What might happen to audit fees if another Big Four firm went down? What would happen to competition if we were left with the Big Three?
Both these questions are being addressed in the debate over competition and
choice in the audit market. A new academic study of the demise of Andersen might
give some answers.
Academics Mark Kohlbeck from Florida Atlantic University, Brian Mayhew and
Pamela Murphy from the University of Wisconsin, and Michael Wilkins from A&
M University in Texas, looked at both the strategies of the Big Four after
Andersen’s demise, and what happened to fees.
The story, broadly, is that two of the Big Four – KPMG and E&Y – focussed
on purchasing former Andersen offices. In doing so, they acquired the lion’s
share of Andersen’s former clients.
That led to several things happening, and how you did in terms of audit fees
depended very much on where you were within this dynamic.
Clients that stayed with a purchased Andersen office experience significantly
higher fees, the study says, suggesting that should any of this come to pass
again, the trick from a company point of view is to shop around.

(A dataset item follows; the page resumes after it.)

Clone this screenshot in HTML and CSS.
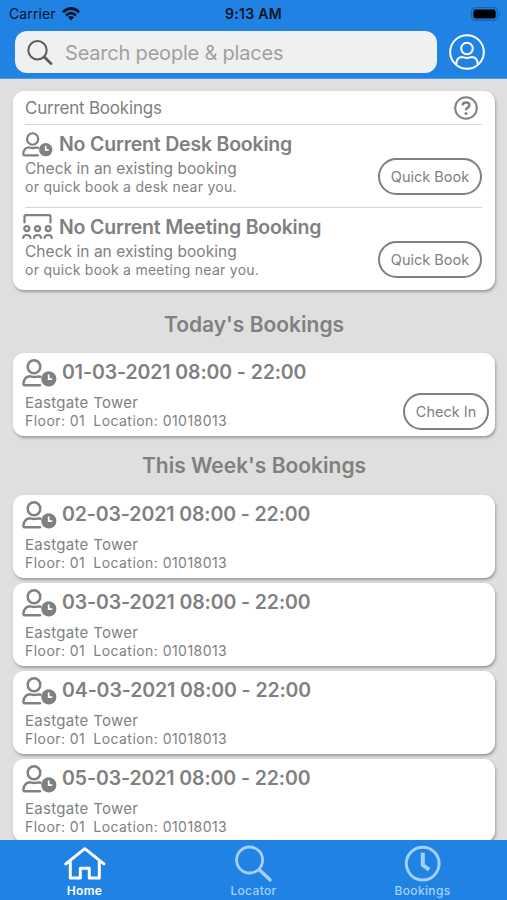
FILE: index.html
```html
<!DOCTYPE html>
<html lang="en">
<head>
<meta charset="utf-8">
<title>Bookings</title>
<link rel="stylesheet" href="styles.css">
</head>
<body>
<svg class="defs" width="0" height="0" aria-hidden="true">
  <symbol id="desk" viewBox="0 0 35 28">
    <g fill="none" stroke="currentColor" stroke-width="2.5" stroke-linecap="round" stroke-linejoin="round">
      <ellipse cx="12" cy="7.8" rx="6.3" ry="6.5"/>
      <path d="M18 26.2H2.5Q1.2 26.2 1.5 24Q2.3 18.2 6.8 17.4Q8.2 17.2 9.5 17.6Q12.3 18.4 15.2 17.6Q16.8 17.2 18.2 17.7"/>
    </g>
    <circle cx="26.8" cy="19.8" r="7.6" fill="currentColor"/>
    <path d="M26.7 15.5V20.1H30.2" fill="none" stroke="#fff" stroke-width="1.8"/>
  </symbol>
  <symbol id="meeting" viewBox="0 0 31 25">
    <g fill="none" stroke="currentColor" stroke-width="2.2" stroke-linecap="round" stroke-linejoin="round">
      <path d="M2.5 8.5V2.7Q2.5 1.2 4 1.2H27Q28.5 1.2 28.5 2.7V8.5"/>
      <circle cx="4.8" cy="14.6" r="2.5"/><circle cx="15.5" cy="14.6" r="2.5"/><circle cx="26.2" cy="14.6" r="2.5"/>
      <path d="M1.2 23.9Q1.4 21 4.8 21Q8.2 21 8.5 23.9M11.9 23.9Q12.2 21 15.5 21Q18.8 21 19.1 23.9M22.5 23.9Q22.8 21 26.2 21Q29.6 21 29.8 23.9"/>
    </g>
  </symbol>
</svg>
<div class="app">
  <header class="header">
    <div class="status">
      <div class="carrier"><span>Carrier</span>
        <svg width="18" height="14" viewBox="0 0 18 14"><g fill="none" stroke="#051426" stroke-width="2.7"><path d="M.9 5.2Q9-2.2 17.1 5.2M4 8.4Q9 4 14 8.4"/></g><path d="M5.9 10.3Q9 7.9 12.1 10.3L9 13.6Z" fill="#051426"/></svg>
      </div>
      <span class="time">9:13 AM</span>
      <svg class="battery" width="31" height="14" viewBox="0 0 31 14"><rect x=".6" y=".6" width="25.8" height="12.8" rx="4" fill="none" stroke="#1764ae" stroke-width="1.2"/><rect x="2.4" y="2.4" width="22.2" height="9.2" rx="2.3" fill="#000"/><path d="M28 4.7Q30 7 28 9.3Z" fill="#1764ae"/></svg>
    </div>
    <div class="search-row">
      <div class="search">
        <svg width="26" height="26" viewBox="0 0 26 26" fill="none" stroke="#5c5c5c"><circle cx="10.5" cy="10.3" r="9.2" stroke-width="2"/><path d="M17.2 17L24 23.5" stroke-width="2.8" stroke-linecap="round"/></svg>
        <span>Search people &amp; places</span>
      </div>
      <svg class="profile" width="36" height="36" viewBox="0 0 36 36" fill="none" stroke="#fff" stroke-width="2"><circle cx="18" cy="18" r="16.8"/><circle cx="18" cy="14.5" r="5.8"/><path d="M7.2 30.3Q7.5 23.3 12.8 22.9Q14 22.9 15.2 23.4Q18 24.4 20.8 23.4Q22 22.9 23.2 22.9Q28.5 23.3 28.8 30.3"/></svg>
    </div>
  </header>
  <main class="content">
    <section class="card current">
      <div class="current-head"><span>Current Bookings</span>
        <svg width="24" height="24" viewBox="0 0 24 24" fill="none" stroke="currentColor"><circle cx="12" cy="12" r="10.8" stroke-width="2"/><path d="M8.6 9.4Q8.7 6.5 12 6.5Q15.4 6.5 15.4 9.2Q15.4 10.8 13.7 11.7Q12 12.6 12 14.3" stroke-width="2.5"/><circle cx="12" cy="17.4" r="1.5" fill="currentColor" stroke="none"/></svg>
      </div>
      <div class="slot">
        <div class="slot-title"><svg class="icon-desk"><use href="#desk"/></svg><h3 class="t-desk">No Current Desk Booking</h3></div>
        <div class="slot-body"><div><p class="line-a">Check in an existing booking</p><p class="line-b">or quick book a desk near you.</p></div><button>Quick Book</button></div>
      </div>
      <div class="slot">
        <div class="slot-title"><svg class="icon-meeting"><use href="#meeting"/></svg><h3>No Current Meeting Booking</h3></div>
        <div class="slot-body"><div><p class="line-a">Check in an existing booking</p><p class="line-b">or quick book a meeting near you.</p></div><button>Quick Book</button></div>
      </div>
    </section>
    <h2 class="today">Today's Bookings</h2>
    <article class="card booking">
      <div class="booking-title"><svg><use href="#desk"/></svg><h3>01-03-2021 08:00 - 22:00</h3></div>
      <div class="booking-body"><div><p class="place">Eastgate Tower</p><p class="where"><span>Floor: 01</span><span>Location: 01018013</span></p></div><button class="check">Check In</button></div>
    </article>
    <h2 class="week">This Week's Bookings</h2>
    <div class="list">
      <article class="card booking">
        <div class="booking-title"><svg><use href="#desk"/></svg><h3>02-03-2021 08:00 - 22:00</h3></div>
        <div class="booking-body"><div><p class="place">Eastgate Tower</p><p class="where"><span>Floor: 01</span><span>Location: 01018013</span></p></div></div>
      </article>
      <article class="card booking">
        <div class="booking-title"><svg><use href="#desk"/></svg><h3>03-03-2021 08:00 - 22:00</h3></div>
        <div class="booking-body"><div><p class="place">Eastgate Tower</p><p class="where"><span>Floor: 01</span><span>Location: 01018013</span></p></div></div>
      </article>
      <article class="card booking">
        <div class="booking-title"><svg><use href="#desk"/></svg><h3>04-03-2021 08:00 - 22:00</h3></div>
        <div class="booking-body"><div><p class="place">Eastgate Tower</p><p class="where"><span>Floor: 01</span><span>Location: 01018013</span></p></div></div>
      </article>
      <article class="card booking">
        <div class="booking-title"><svg><use href="#desk"/></svg><h3>05-03-2021 08:00 - 22:00</h3></div>
        <div class="booking-body"><div><p class="place">Eastgate Tower</p><p class="where"><span>Floor: 01</span><span>Location: 01018013</span></p></div></div>
      </article>
    </div>
  </main>
  <nav class="tabs">
    <div class="tab active">
      <svg width="42" height="38" viewBox="0 0 42 38" fill="none" stroke="currentColor" stroke-width="3" stroke-linejoin="round" stroke-linecap="round"><path d="M1.8 18.8L20.8 3.7L39.8 18.8M6.3 17V33H16.3V23.3H25.3V33H35.3V17"/></svg>
      <span>Home</span>
    </div>
    <div class="tab">
      <svg width="42" height="38" viewBox="0 0 42 38" fill="none" stroke="currentColor" stroke-linecap="round"><circle cx="16.6" cy="15" r="13" stroke-width="2.8"/><path d="M26.5 25L37 34.8" stroke-width="3.5"/></svg>
      <span>Locator</span>
    </div>
    <div class="tab">
      <svg width="42" height="38" viewBox="0 0 42 38" fill="none" stroke="currentColor"><circle cx="20.7" cy="18.6" r="16.4" stroke-width="3"/><path d="M20.8 7.7V20L27.2 24.7" stroke-width="4"/></svg>
      <span>Bookings</span>
    </div>
  </nav>
</div>
</body>
</html>
```
FILE: styles.css
```css
* { box-sizing: border-box; }
body { margin: 0; font-family: Inter, sans-serif; color: #808080; }
h2, h3, p { margin: 0; white-space: nowrap; }
svg { display: block; flex: none; }
.defs { position: absolute; }
.app { height: 900px; display: flex; flex-direction: column; overflow: hidden; background: #dfdfdf; }
.header { height: 79px; flex: none; background: #2083e4; border-bottom: 1px solid #4e9be7; }
.status { height: 31px; display: grid; grid-template-columns: 1fr auto 1fr; align-items: center; padding: 0 5px 4px 9px; color: #051426; }
.carrier { display: flex; align-items: center; gap: 6px; font-size: 14px; letter-spacing: .1px; }
.time { font-size: 14px; font-weight: 600; letter-spacing: .3px; margin-right: 4px; }
.battery { justify-self: end; }
.search-row { display: flex; align-items: center; padding: 0 22px 0 15px; justify-content: space-between; }
.search { width: 422px; height: 42px; border-radius: 12px; background: #f0f0f0; display: flex; align-items: center; gap: 12px; padding: 1px 0 0 12px; font-size: 20px; letter-spacing: -.2px; color: #a0a0a0; }
.content { flex: 1; min-height: 0; overflow: hidden; padding: 12px 12px 0 13px; }
.card { background: #fff; border-radius: 11px; box-shadow: 1px 2px 3px rgba(0,0,0,.3); }
.current { height: 199px; padding: 0 13px 0 12px; }
.current-head { height: 34px; display: flex; align-items: center; justify-content: space-between; padding: 0 4px 0 0; font-size: 17px; letter-spacing: -.2px; border-bottom: 1px solid #d4d4d4; }
.slot { height: 82px; }
.slot + .slot { border-top: 1px solid #d4d4d4; }
.slot-title { height: 34px; display: flex; align-items: center; margin-left: -3px; }
h3 { font-size: 19.5px; font-weight: 600; line-height: 24px; letter-spacing: -.2px; }
.slot-title h3 { padding-top: 3px; }
.icon-desk { width: 31px; height: 25px; margin: 4px 6px 0 0; }
.icon-meeting { width: 31px; height: 25px; margin: 3px 6px 0 0; }
.slot-body { display: flex; justify-content: space-between; align-items: flex-start; }
.line-a { font-size: 15.5px; line-height: 18px; letter-spacing: .04px; padding-top: 1px; }
.line-b { font-size: 14px; line-height: 18px; letter-spacing: .26px; }
button { font: 400 14.5px Inter, sans-serif; color: #808080; background: #fff; border: 2px solid #808080; border-radius: 18.5px; width: 104px; height: 37px; padding: 0 0 1px; white-space: nowrap; flex: none; }
.slot-body button { margin-top: -1px; }
h2 { text-align: center; font-size: 21px; font-weight: 600; line-height: 28px; }
.today { padding: 21px 0 14px; }
.week { padding: 16px 0 15px; }
.booking { height: 83px; padding: 5px 6px 0 9px; }
.list { display: flex; flex-direction: column; gap: 5px; }
.booking-title { display: flex; height: 35px; }
.booking-title svg { width: 35px; height: 28px; margin: 1px 5px 0 0; }
.booking-title h3 { line-height: 28px; letter-spacing: -.1px; }
.booking-body { display: flex; justify-content: space-between; padding-left: 3px; }
.place { font-size: 15px; line-height: 18px; letter-spacing: .3px; padding-top: 1px; }
.where { font-size: 14px; line-height: 18px; letter-spacing: .45px; display: flex; gap: 8px; }
.check { width: 86px; }
.tabs { height: 60px; flex: none; display: grid; grid-template-columns: repeat(3, 1fr); background: #2083e4; color: #a5cfff; }
.tab { display: flex; flex-direction: column; align-items: center; padding-top: 5px; font-size: 12px; line-height: 16px; font-weight: 500; letter-spacing: .35px; }
.active { color: #fff; font-weight: 600; }
```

Where an Andersen office existed somewhere, and it was too risky for whatever
reason to purchase, corporates who had been Andersen clients experienced
‘low-balling,’ i.e. significant reductions in their fees. One might speculate
therefore that Houston corporates, whose local Andersen office would certainly
have been risky, might not have done too badly out of Enron after all.
There is another point though. Of those who switched early on, there is a
significant disparity in how they did. Small firms, with plenty of auditors to
choose from, got lower fees. Larger firms, with assets greater than $5bn, paid a
premium for their new auditor.
That would appear to be the real challenge, then. It’s not the audit market
as a whole that has competition issues, but the real top end businesses with the
Would it happen the same way, though, if another Big Four firm went down?
Time will tell.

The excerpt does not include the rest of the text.